We need to talk about biphobia

Photo: Wikipedia
Photo: Wikipedia

If you’re gay in the LGBT world, you’re part of the gang. If you’re straight, you’re on the outside. But where do those in between sit?

A year ago I was planning my wedding. My fiancé and I had just celebrated our four year anniversary with an engagement party. To everyone who knew me, I was a lesbian. After all, I was going to be marrying a woman, I visibly appeared as a gay woman, and many of my friends are also gay women. But the truth is more complicated.

I’ve always been bisexual. I started experimenting with my girlfriends at sleepovers from around the age of eight. At the time I didn’t know what it meant – it just felt fun, exciting and natural. I came out as bisexual to my parents at 16 with a handwritten letter that I spent six weeks composing. After I handed my mother the letter, I ran away to my best friend’s house for three days in shame, expecting to be disowned.

I remember thinking that it would be easier for them to understand if I were just gay. For some reason, “bisexual” just sounded and felt hyper-sexual and dirty. Bisexuality is either the bridge to coming out as gay, or we’re greedy and can’t make up our minds. Bisexual women are not really into women, we just hook up in bars to impress men. Bisexual men are really just gay and haven’t come to terms with their sexuality yet.

image: Pinky Fang /RNZ

These are the stereotypes and fallacies we are inadvertently fed and taught to believe as a society. The media has always either hypersexualised bisexuality or ignored it. While male bisexuality is routinely erased under the misconception that a man cannot be genuinely interested in men and women, female bisexuality is almost exclusively rolled out to fulfil a male fantasy.

Even though I’m aware of the discrimination, I’ve still faced this internalised biphobia since childhood. I never even told my ex future-wife that I wasn’t exclusively gay, because I was so ashamed of it. I wish I were straight. Or I wish I were gay. Most of all, I wish I could be honest with lesbian women about how I identify. The truth is, in doing so, I face a very real risk of rejection and excommunication.

There’s an undercurrent in the lesbian community is that if you’re a bisexual woman, you’re damaged goods. You’re a little bit too close to straight and therefore, not one of “us”. I wish I had a dollar for every time a lesbian has said she’d never date a bi girl. It’s ironic that a community that claims to be inclusive and supportive can often be the most judgmental of all when it comes to those who don’t subscribe to their exact sexual identity.

The 2018 Wellington Pride Parade ( Photo: RNZ/ Reesh Lyon)

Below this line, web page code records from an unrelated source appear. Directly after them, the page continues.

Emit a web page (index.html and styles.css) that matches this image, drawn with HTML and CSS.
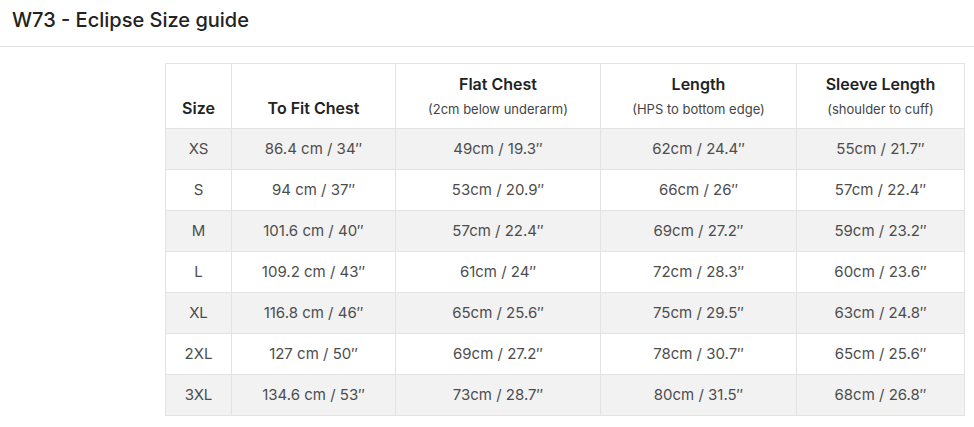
FILE: index.html
```html
<!DOCTYPE html>
<html lang="en">
<head>
<meta charset="utf-8">
<title>W73 - Eclipse Size guide</title>
<link rel="stylesheet" href="styles.css">
</head>
<body>
<header class="head">
  <h1 class="title">W73 - Eclipse Size guide</h1>
</header>
<main class="content">
  <table class="sizes">
    <colgroup>
      <col class="c-size">
      <col class="c-chest">
      <col class="c-flat">
      <col class="c-length">
      <col class="c-sleeve">
    </colgroup>
    <thead>
      <tr>
        <th>Size</th>
        <th>To Fit Chest</th>
        <th>Flat Chest<span class="sub">(2cm below underarm)</span></th>
        <th>Length<span class="sub">(HPS to bottom edge)</span></th>
        <th>Sleeve Length<span class="sub">(shoulder to cuff)</span></th>
      </tr>
    </thead>
    <tbody>
      <tr><td>XS</td><td>86.4 cm / 34″</td><td>49cm / 19.3″</td><td>62cm / 24.4″</td><td>55cm / 21.7″</td></tr>
      <tr><td>S</td><td>94 cm / 37″</td><td>53cm / 20.9″</td><td>66cm / 26″</td><td>57cm / 22.4″</td></tr>
      <tr><td>M</td><td>101.6 cm / 40″</td><td>57cm / 22.4″</td><td>69cm / 27.2″</td><td>59cm / 23.2″</td></tr>
      <tr><td>L</td><td>109.2 cm / 43″</td><td>61cm / 24″</td><td>72cm / 28.3″</td><td>60cm / 23.6″</td></tr>
      <tr><td>XL</td><td>116.8 cm / 46″</td><td>65cm / 25.6″</td><td>75cm / 29.5″</td><td>63cm / 24.8″</td></tr>
      <tr><td>2XL</td><td>127 cm / 50″</td><td>69cm / 27.2″</td><td>78cm / 30.7″</td><td>65cm / 25.6″</td></tr>
      <tr><td>3XL</td><td>134.6 cm / 53″</td><td>73cm / 28.7″</td><td>80cm / 31.5″</td><td>68cm / 26.8″</td></tr>
    </tbody>
  </table>
</main>
</body>
</html>
```

FILE: styles.css
```css
html, body {
  margin: 0;
  padding: 0;
  background: #ffffff;
  font-family: Inter, "Noto Sans", "Liberation Sans", sans-serif;
  color: #333333;
}

.head {
  height: 47px;
  border-bottom: 1px solid #e3e4e6;
  box-sizing: border-box;
  padding: 0 12px 6px;
  display: flex;
  align-items: center;
}

.title {
  margin: 0;
  font-size: 20px;
  font-weight: 500;
  color: #222222;
  line-height: 24px;
}

.content {
  padding: 16px 0 0 165px;
}

.sizes {
  border-collapse: collapse;
  table-layout: fixed;
  width: 799px;
  font-size: 15px;
}

.c-size { width: 66px; }
.c-chest { width: 164px; }
.c-flat { width: 205px; }
.c-length { width: 196px; }
.c-sleeve { width: 168px; }

.sizes th,
.sizes td {
  border: 1px solid #e2e3e5;
  text-align: center;
  padding: 0 4px;
}

.sizes th {
  height: 54px;
  vertical-align: bottom;
  padding-bottom: 10px;
  font-size: 16px;
  font-weight: 600;
  color: #222222;
  line-height: 20px;
}

.sub {
  display: block;
  margin-top: 6px;
  font-size: 13px;
  font-weight: 400;
  line-height: 18px;
  color: #444444;
}

.sizes td {
  height: 40px;
  line-height: 20px;
  color: #4d4d4d;
  vertical-align: middle;
}

.sizes tbody tr:nth-child(odd) td {
  background: #f2f2f2;
}
```
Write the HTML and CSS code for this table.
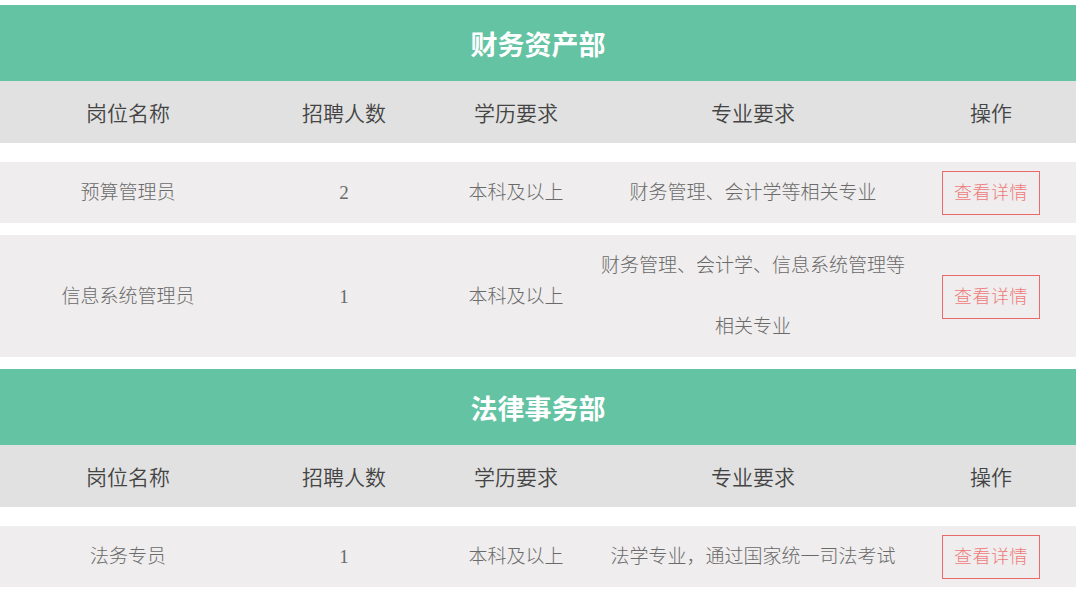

I didn’t get married. When you’re planning your wedding and already thinking “well, there’s always divorce…”, that’s a pretty good indication you shouldn’t be going through with. Also, if you can’t even come out to your own fiancé for fear of judgement, that’s not a great basis for a happy, long lasting marriage. I called off our wedding the week we were due to send out the invitations.

A month after we broke up, the first person I kissed was a boy. I hadn’t kissed anyone but my fiancé in five years, and I hadn’t kissed a boy since I was 19. I distinctly remember my full body tensing up and my face contorting itself into an ugly shape as I tried to make sense of it. After solidly identifying as a lesbian for five years, kissing a boy I found attractive was confusing. I had pushed down that part of me for so long that when it came out, I didn’t know how to react.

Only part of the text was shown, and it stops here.